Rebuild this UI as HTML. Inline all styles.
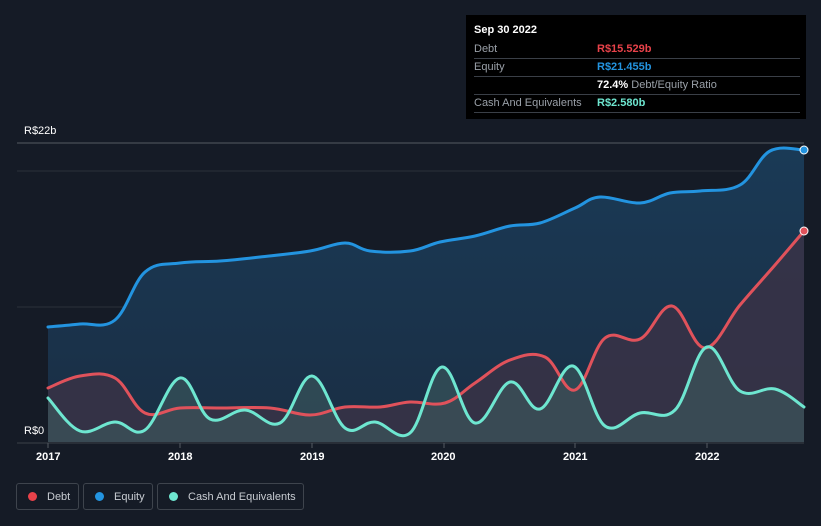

::::::::::

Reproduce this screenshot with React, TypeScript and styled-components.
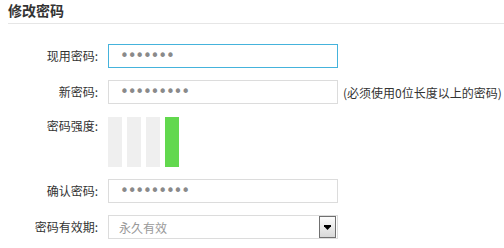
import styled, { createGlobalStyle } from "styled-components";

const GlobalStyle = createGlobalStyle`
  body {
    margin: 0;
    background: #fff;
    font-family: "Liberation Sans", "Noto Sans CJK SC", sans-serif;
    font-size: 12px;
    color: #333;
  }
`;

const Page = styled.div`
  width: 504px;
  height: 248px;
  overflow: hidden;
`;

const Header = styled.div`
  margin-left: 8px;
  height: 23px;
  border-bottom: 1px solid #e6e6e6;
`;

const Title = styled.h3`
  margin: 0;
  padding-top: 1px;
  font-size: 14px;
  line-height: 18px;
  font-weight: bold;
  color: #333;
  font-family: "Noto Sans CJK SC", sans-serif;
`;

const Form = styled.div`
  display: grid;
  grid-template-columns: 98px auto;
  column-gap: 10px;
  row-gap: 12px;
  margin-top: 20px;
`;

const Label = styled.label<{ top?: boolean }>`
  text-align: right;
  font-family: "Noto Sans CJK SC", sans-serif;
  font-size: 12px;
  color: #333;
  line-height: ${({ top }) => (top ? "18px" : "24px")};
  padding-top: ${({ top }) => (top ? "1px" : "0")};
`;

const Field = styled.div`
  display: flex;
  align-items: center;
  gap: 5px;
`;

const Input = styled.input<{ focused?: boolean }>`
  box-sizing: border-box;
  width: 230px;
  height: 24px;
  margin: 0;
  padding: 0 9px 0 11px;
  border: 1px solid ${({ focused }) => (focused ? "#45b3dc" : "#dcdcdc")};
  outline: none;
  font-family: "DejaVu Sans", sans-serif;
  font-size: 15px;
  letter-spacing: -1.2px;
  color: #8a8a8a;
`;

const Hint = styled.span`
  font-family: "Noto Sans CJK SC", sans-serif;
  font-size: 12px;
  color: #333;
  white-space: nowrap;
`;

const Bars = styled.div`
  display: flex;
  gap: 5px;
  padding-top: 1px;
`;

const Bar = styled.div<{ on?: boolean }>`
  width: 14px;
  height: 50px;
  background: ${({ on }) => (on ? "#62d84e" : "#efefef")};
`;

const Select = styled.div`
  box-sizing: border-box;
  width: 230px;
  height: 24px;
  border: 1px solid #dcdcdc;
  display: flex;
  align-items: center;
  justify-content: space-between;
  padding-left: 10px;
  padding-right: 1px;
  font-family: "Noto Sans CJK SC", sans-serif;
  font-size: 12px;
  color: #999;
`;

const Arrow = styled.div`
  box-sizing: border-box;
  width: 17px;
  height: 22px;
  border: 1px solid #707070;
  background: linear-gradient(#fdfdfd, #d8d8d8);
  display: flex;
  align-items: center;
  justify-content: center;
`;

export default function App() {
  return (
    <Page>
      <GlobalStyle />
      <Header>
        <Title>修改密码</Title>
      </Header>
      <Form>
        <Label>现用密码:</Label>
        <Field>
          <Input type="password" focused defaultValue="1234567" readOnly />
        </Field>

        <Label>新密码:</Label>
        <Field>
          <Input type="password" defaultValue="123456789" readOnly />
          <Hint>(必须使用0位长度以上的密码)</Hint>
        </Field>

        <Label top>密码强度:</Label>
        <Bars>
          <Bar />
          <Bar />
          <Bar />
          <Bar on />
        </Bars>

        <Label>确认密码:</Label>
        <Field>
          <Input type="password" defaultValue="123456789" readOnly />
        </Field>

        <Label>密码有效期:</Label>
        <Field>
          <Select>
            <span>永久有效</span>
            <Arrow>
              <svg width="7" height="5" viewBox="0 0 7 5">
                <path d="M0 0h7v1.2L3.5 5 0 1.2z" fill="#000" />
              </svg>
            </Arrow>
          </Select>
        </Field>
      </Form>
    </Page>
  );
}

::::::::::

# Required task
Show each line in the entries that holds the string "components".

# Result
Reproduce this screenshot with React, TypeScript and styled-components.
import styled, { createGlobalStyle } from "styled-components";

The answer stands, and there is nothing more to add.